Erik Lindgren, A76, the man behind Birdsongs of the Mesozoic, is still smashing genres

Unless you keep up with underground neoclassical music’s more eccentric strains, you’ve probably never heard the weightiest music in Erik Lindgren’s compositional canon. That would be the dozen or so albums by Birdsongs of the Mesozoic, a group that combines classical rigor with psychedelic acid rock to yield up what Billboard magazine once called “cacophony meets classicism in a mesmerizing instrumental venture into the space-age jungle.”

If, however, you live in the Northeast, chances are good you’ve heard the other half of his output as a crackerjack composer of commercial jingles, including spots for Christmas Tree Shops, Waltham Camera & Stereo and the Basketball Hall of Fame.

Lindgren, A76—whose week in residence at the Tufts music department culminates Sept. 27 in a 60th-birthday concert of his music—has been working the duality between accessible and avant-garde since childhood. “I grew up with a strong classical background,” he says. “My mom was a society pianist, loved Chopin and show tunes and started me on piano lessons at about age five.” But Cream and Jimi Hendrix entered Lindgren’s life in his teens, when his brother brought home their “mind-blowing” albums.

Then he came to Tufts, where he studied composition with the legendary T.J. Anderson. “I was your very diligent classical musician who practiced piano a lot and composed this very sophisticated, academic contemporary classical music,” he says. “The rest of the time, I was searching out records by odd and obscure bands like the 13th Floor Elevators, Litter, the Move and Idle Race.” His record obsession goes on, even as his collection tops 10,000 seven-inch singles and 5,000 LPs (that’s long-playing records, kids), mostly by obscure '60s acts.

By the late 1970s—the dawn of punk and new wave—Lindren was back in Boston with a master’s from the University of Iowa, playing in garage bands.
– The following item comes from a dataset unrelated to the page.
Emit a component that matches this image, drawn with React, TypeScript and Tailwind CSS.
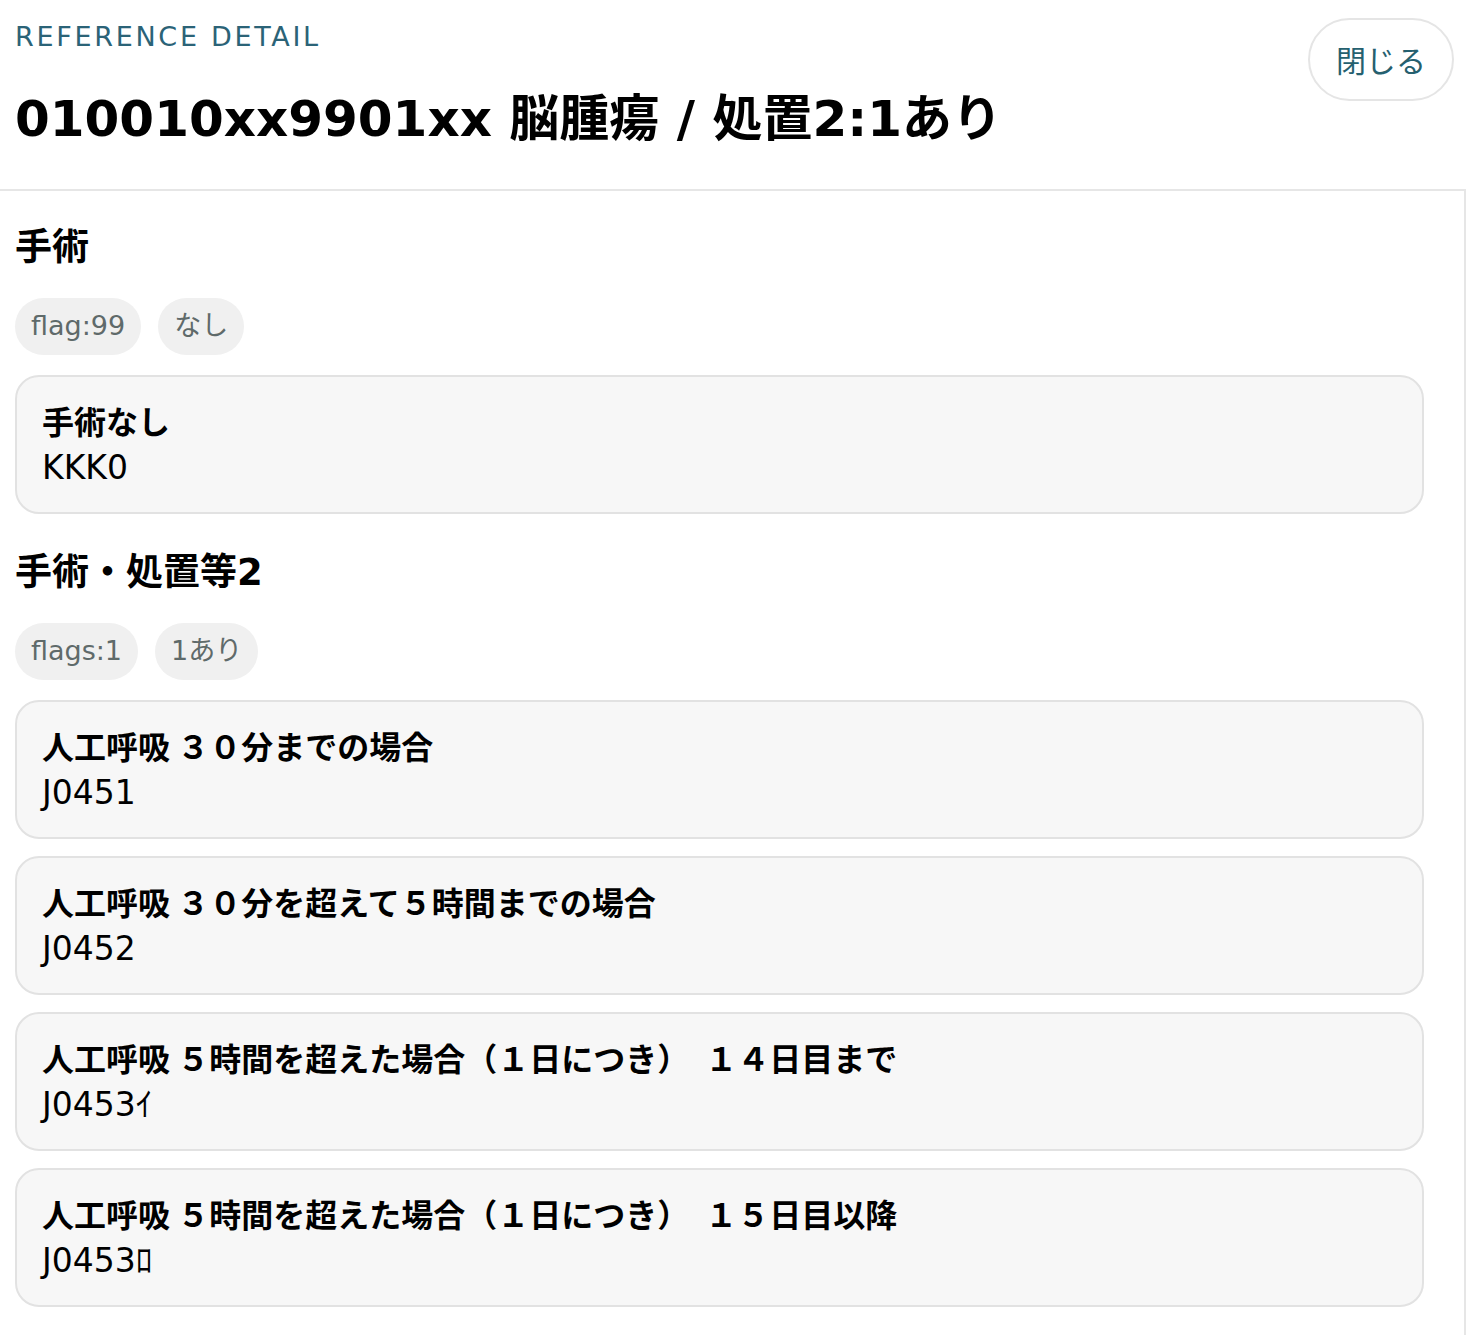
const sections = [
  {
    title: "手術",
    chips: ["flag:99", "なし"],
    items: [{ name: "手術なし", code: "KKK0" }],
  },
  {
    title: "手術・処置等2",
    chips: ["flags:1", "1あり"],
    items: [
      { name: "人工呼吸 ３０分までの場合", code: "J0451" },
      { name: "人工呼吸 ３０分を超えて５時間までの場合", code: "J0452" },
      { name: "人工呼吸 ５時間を超えた場合（１日につき）　１４日目まで", code: "J0453ｲ" },
      { name: "人工呼吸 ５時間を超えた場合（１日につき）　１５日目以降", code: "J0453ﾛ" },
    ],
  },
];

export default function App() {
  return (
    <div className="min-h-screen bg-white text-black font-['DejaVu_Sans','Noto_Sans_CJK_JP',sans-serif]">
      {/* header */}
      <header className="flex items-start justify-between pl-[15px] pr-[12px] pt-[17px] h-[189px]">
        <div className="flex flex-col">
          <div className="text-[27px] leading-[40px] tracking-[0.1em] text-[#2b6377]">
            REFERENCE DETAIL
          </div>
          <h1 className="mt-[29px] text-[50px] leading-[66px] font-bold">
            010010xx9901xx 脳腫瘍 / 処置2:1あり
          </h1>
        </div>
        <button className="w-[146px] h-[83px] mt-[1px] rounded-full border-2 border-[#e5e5e5] bg-white text-[30px] text-[#25606f] font-['Noto_Sans_CJK_JP',sans-serif]">
          閉じる
        </button>
      </header>

      <main className="border-t-2 border-r-2 border-[#e6e6e6] pl-[15px] pr-[40px] pt-[31px] pb-[28px]">
        {sections.map((s, i) => (
          <section key={s.title} className={i > 0 ? "mt-[33px]" : ""}>
            <h2 className="text-[37px] leading-[52px] font-bold">{s.title}</h2>
            <div className="mt-[24px] flex gap-[17px]">
              {s.chips.map((c) => (
                <span
                  key={c}
                  className="h-[57px] px-[16px] flex items-center rounded-full bg-[#f0f0f0] text-[27px] text-[#5f6a6a]"
                >
                  {c}
                </span>
              ))}
            </div>
            <div className="mt-[20px] flex flex-col gap-[17px]">
              {s.items.map((it) => (
                <div
                  key={it.code}
                  className="h-[139px] rounded-[24px] border-2 border-[#e2e2e2] bg-[#f7f7f7] px-[25px] pt-[20px]"
                >
                  <div className="text-[32px] leading-[46px] font-bold font-['Noto_Sans_CJK_JP',sans-serif]">
                    {it.name}
                  </div>
                  <div className="text-[33px] leading-[50px]">{it.code}</div>
                </div>
              ))}
            </div>
          </section>
        ))}
      </main>
    </div>
  );
}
One band, Moving Parts, turned out to be presciently named: all its members were moving in different directions. While Lindgren wanted to combine the garage rock of the Stooges and MC5 with Stravinsky, Bartok and Webern, the drummer wanted the band to be Aerosmith, and the other two members wanted something louder and wilder. Those two went off to form Mission of Burma, one of the most out-there bands in American punk rock, in 1979.
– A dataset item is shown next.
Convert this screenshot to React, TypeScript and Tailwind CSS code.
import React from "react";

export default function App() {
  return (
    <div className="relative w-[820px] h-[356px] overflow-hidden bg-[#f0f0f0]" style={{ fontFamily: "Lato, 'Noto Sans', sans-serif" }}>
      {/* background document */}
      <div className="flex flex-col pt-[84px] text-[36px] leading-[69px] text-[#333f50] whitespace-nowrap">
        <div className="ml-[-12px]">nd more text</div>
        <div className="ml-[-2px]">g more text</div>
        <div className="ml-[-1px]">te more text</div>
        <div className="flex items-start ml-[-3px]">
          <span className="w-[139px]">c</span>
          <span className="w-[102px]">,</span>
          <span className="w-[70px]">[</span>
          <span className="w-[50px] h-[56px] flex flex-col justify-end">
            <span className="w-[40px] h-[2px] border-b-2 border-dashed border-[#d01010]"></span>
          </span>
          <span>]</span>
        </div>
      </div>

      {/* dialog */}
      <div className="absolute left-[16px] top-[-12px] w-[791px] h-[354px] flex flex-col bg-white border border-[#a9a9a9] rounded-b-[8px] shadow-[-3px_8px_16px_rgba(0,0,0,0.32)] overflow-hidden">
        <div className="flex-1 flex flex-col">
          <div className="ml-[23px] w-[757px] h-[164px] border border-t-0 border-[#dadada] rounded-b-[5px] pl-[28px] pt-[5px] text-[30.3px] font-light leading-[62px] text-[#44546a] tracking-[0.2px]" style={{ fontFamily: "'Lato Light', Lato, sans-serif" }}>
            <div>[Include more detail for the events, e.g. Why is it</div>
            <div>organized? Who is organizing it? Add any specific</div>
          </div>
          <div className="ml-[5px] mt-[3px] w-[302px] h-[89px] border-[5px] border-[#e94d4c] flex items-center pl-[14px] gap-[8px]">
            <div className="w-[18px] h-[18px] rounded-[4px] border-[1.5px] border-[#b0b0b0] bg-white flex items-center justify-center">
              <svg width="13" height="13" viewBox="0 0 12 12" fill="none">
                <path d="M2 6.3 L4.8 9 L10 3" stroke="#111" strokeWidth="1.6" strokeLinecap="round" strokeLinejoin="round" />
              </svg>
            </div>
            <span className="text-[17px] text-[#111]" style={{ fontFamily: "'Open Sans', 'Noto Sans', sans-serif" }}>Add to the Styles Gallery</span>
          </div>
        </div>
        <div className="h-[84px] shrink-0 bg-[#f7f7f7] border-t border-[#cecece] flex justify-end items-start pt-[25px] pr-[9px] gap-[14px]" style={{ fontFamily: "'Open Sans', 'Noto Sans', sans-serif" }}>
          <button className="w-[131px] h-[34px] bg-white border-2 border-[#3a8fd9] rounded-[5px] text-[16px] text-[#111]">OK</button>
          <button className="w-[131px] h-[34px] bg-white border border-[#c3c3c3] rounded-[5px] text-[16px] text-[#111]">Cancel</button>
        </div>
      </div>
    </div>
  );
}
But Mission of Burma’s main man, Roger Miller, would soon return to join Lindgren in Birdsongs of the Mesozoic, formed as an instrumental side project in 1980. “Birdsongs of the Mesozoic represents an interesting moment in indie rock history,” says Ira Robbins, a music critic and former editor of Trouser Press magazine. “They came along at a point when bands were starting to shake off the self-consciousness of what was acceptable in punk, and they had real classical and modernist sensibilities and chops, creating music that was very daring and ambitious.”

Birdsongs’ music was indeed different, and difficult. On the road, it was not unusual for bewildered listeners to remark, “You’re not from around here, are ya?” Nevertheless, the band’s punk-classical synthesis worked, especially when they broke out their signature eight-minute version of Igor Stravinsky’s Rite of Spring, the original composition so radical it caused a near riot at its premiere in Paris in 1913. More than once, Birdsongs’ version elicited similar reactions.

The band has been at it ever since—the primary vehicle for most of Lindgren’s compositions. He also keeps busy with side bands, including the Frankenstein Consort, and runs the Arf! Arf! record label, which releases his own work as well as compilations of outsider music drawn from his record collection. On top of that, he runs a studio called Sounds Interesting, where he’s recorded many a commercial jingle with the likes of Greg Hawkes (keyboardist for the Cars) and Andy Pratt (composer of “Avenging Annie”), and pursues other projects—they’re listed on his website.

The odd juxtapositions in Lindren’s career don’t surprise his old Tufts mentor, the now retired T.J. Anderson. “Erik’s very intellectually curious, with a great sense of humor,” Anderson says. “He takes literally nothing seriously. Most of us worry—but Erik just goes through life doing what he wants to do.”